Sea lice damage to a wild salmon. Photo by EAA.

Scottish Parliament Inquiry into Salmon Farming Agreed

A formal Petition, lodged in the Scottish Parliament in February 2016* by Salmon & Trout Conservation Scotland, seeking protection for wild salmonids from sea lice from Scottish salmon farms, has resulted in MSPs launching an Inquiry into the salmon farming industry in Scotland.

The Rural Economy and Connectivity Committee of MSPs agreed at Holyrood this week to conduct a full-blown Inquiry into salmon farming in Scotland and the issues raised in S&TCS’ Petition.

Guy Linley-Adams, for S&TCS, said:

“We are delighted that MSPs of all parties have shown such concern and interest and we thank them for launching this Inquiry. This will enable S&TCS to bring all MSPs attention to what they can do to protect Scotland’s iconic wild salmon and sea trout, and the wider Scottish environment, from the damage it is currently suffering as a result of salmon farming in marine open cages.

“This is a vindication of what S&TCS has been saying for some years. It hasn’t always been a very popular message in some quarters, but the message has now got through and MSPs have taken the first steps towards a solution”.

S&TCS’ Aquaculture Campaign’s 2016 Petition recommends that the Scottish Parliament should seek to amend the Aquaculture and Fisheries (Scotland) Act 2007 to give Scottish Ministers a statutory duty to inspect farms and enforce sea lice control on salmon farms. This is for the express purpose of protecting wild salmonid fish from juvenile sea lice infestation from marine cage fish farms, and statutory powers to order immediate culls of any marine cage fish farm where average adult female sea lice numbers of farmed fish remain persistently above Code of Good Practice thresholds.
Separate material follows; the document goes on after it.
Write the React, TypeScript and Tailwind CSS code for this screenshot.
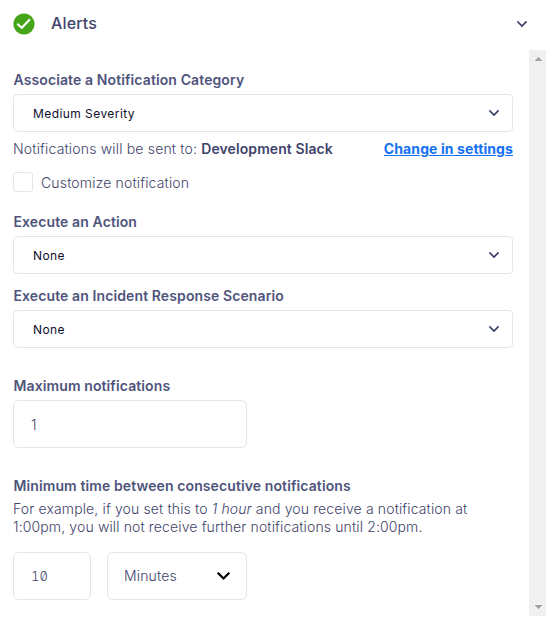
import React from "react";

function Chevron({ className }: { className: string }) {
  return (
    <svg viewBox="0 0 12 8" className={className} fill="none" stroke="currentColor" strokeLinecap="square">
      <path d="M2 2 L6 6 L10 2" />
    </svg>
  );
}

function Label({ children }: { children: React.ReactNode }) {
  return <div className="h-7 whitespace-nowrap pl-[0.5px] text-sm leading-7 font-semibold tracking-[0.0075em] text-[#4f547c]">{children}</div>;
}

function Select({ value }: { value: string }) {
  return (
    <div className="flex h-[38px] items-center justify-between rounded-[4px] border border-[#e5e6ec] pr-3 pl-[19px] text-xs font-normal text-[#0e0e2c]">
      <span className="pt-0.5 tracking-[0.036em]">{value}</span>
      <Chevron className="h-2 w-3 stroke-[1.6] text-[#363b64]" />
    </div>
  );
}

export default function App() {
  return (
    <div className="flex h-[622px] w-[553px] flex-col overflow-hidden bg-white font-['Inter',sans-serif] font-light text-[#40446a]">
      <header className="flex h-[50px] items-start justify-between pr-[25px] pl-[13px]">
        <div className="flex h-[47px] items-center">
          <svg viewBox="0 0 22 22" className="h-[22px] w-[22px]">
            <circle cx="11" cy="11" r="10.6" fill="#46a41b" />
            <path d="M4.2 10.8 L8.8 14.8 L17 6.2" fill="none" stroke="#fff" strokeWidth="2" />
          </svg>
          <h1 className="ml-4 -mt-0.5 text-base font-medium tracking-[0.01em]">Alerts</h1>
        </div>
        <Chevron className="mt-5 h-2 w-3 stroke-[1.6] text-[#363b64]" />
      </header>

      <div className="flex h-[566px]">
        <main className="ml-[13px] flex w-[500px] flex-col pt-4">
          <Label>Associate a Notification Category</Label>
          <Select value="Medium Severity" />
          <div className="flex h-[34px] items-center justify-between text-sm whitespace-nowrap">
            <span className="tracking-[0.0125em]">
              Notifications will be sent to: <b className="font-semibold tracking-[0.006em]">Development Slack</b>
            </span>
            <a className="font-bold tracking-[0.007em] text-[#1671f4] underline">Change in settings</a>
          </div>
          <label className="mt-1.5 flex h-5 items-center gap-2 text-sm">
            <span className="h-5 w-5 rounded-[3px] border border-[#e5e6ec]" />
            <span className="pt-0.5 tracking-[0.0115em]">Customize notification</span>
          </label>
          <div className="mt-4">
            <Label>Execute an Action</Label>
            <Select value="None" />
          </div>
          <div className="mt-2">
            <Label>Execute an Incident Response Scenario</Label>
            <Select value="None" />
          </div>
          <div className="mt-6">
            <Label>Maximum notifications</Label>
            <div className="flex h-12 w-[234px] items-center rounded-[6px] border border-[#e5e6ec] pt-0.5 pl-[17px] text-sm">1</div>
          </div>
          <div className="mt-6">
            <Label>Minimum time between consecutive notifications</Label>
            <p className="text-sm leading-[18px] tracking-[0.0095em] whitespace-nowrap">
              For example, if you set this to <i>1 hour</i> and you receive a notification at
              <br />
              1:00pm, you will not receive further notifications until 2:00pm.
            </p>
          </div>
          <div className="mt-4 flex gap-4">
            <div className="flex h-12 w-[78px] items-center rounded-[6px] border border-[#e5e6ec] pt-0.5 pl-[17px] text-[13px] slashed-zero tabular-nums">
              10
            </div>
            <div className="flex h-12 w-[140px] items-center justify-between rounded-[6px] border border-[#e5e6ec] pr-[15px] pl-4 text-sm">
              <span className="tracking-[0.0115em]">Minutes</span>
              <Chevron className="h-[10px] w-[15px] stroke-[1.8] text-black" />
            </div>
          </div>
        </main>
        <div className="ml-4 flex w-[17px] flex-col items-center justify-between bg-[#f0f0f0] py-[7px]">
          <svg viewBox="0 0 8 4" className="h-1 w-2" shapeRendering="crispEdges">
            <path d="M0 4 L4 0 L8 4Z" fill="#a3a3a3" />
          </svg>
          <svg viewBox="0 0 8 4" className="h-1 w-2" shapeRendering="crispEdges">
            <path d="M0 0 L4 4 L8 0Z" fill="#a3a3a3" />
          </svg>
        </div>
      </div>
    </div>
  );
}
Over the medium term, S&TCS argues that those farms consistently failing to control sea lice should be closed or relocated to move the worst performing farms away from salmonid rivers and migration routes.

Finally, S&TCS supports a renewed focus on moving to full closed containment of farmed salmon production in Scotland, with complete ‘biological separation’ of wild and farmed fish.


 

Fisheries scientists – including the Scottish Government’s own scientists – are firm in their conclusions that sea lice produced on fish-farms harm wild salmon and sea trout, both at an individual and at a population level.

However, S&TCS believes that these threats are not being addressed by effective regulation and control of sea lice numbers on fish-farms in Scotland, which are essential to protect wild fish populations, many already significantly reduced.

In 2016, the S&TCS raised a formal Petition to the Scottish Parliament, which seeks to change the law, firstly to require immediate culls or harvesting of farmed where sea lice numbers have effectively gone out of control and secondly to give fish farm inspectors the legal duty to control sea lice on fish farms, expressly to protect wild fish populations from juvenile sea lice infestation from marine cage fish farms.

The Petition has been considered by the Scottish Parliament’s Rural Economy and Connectivity Committee.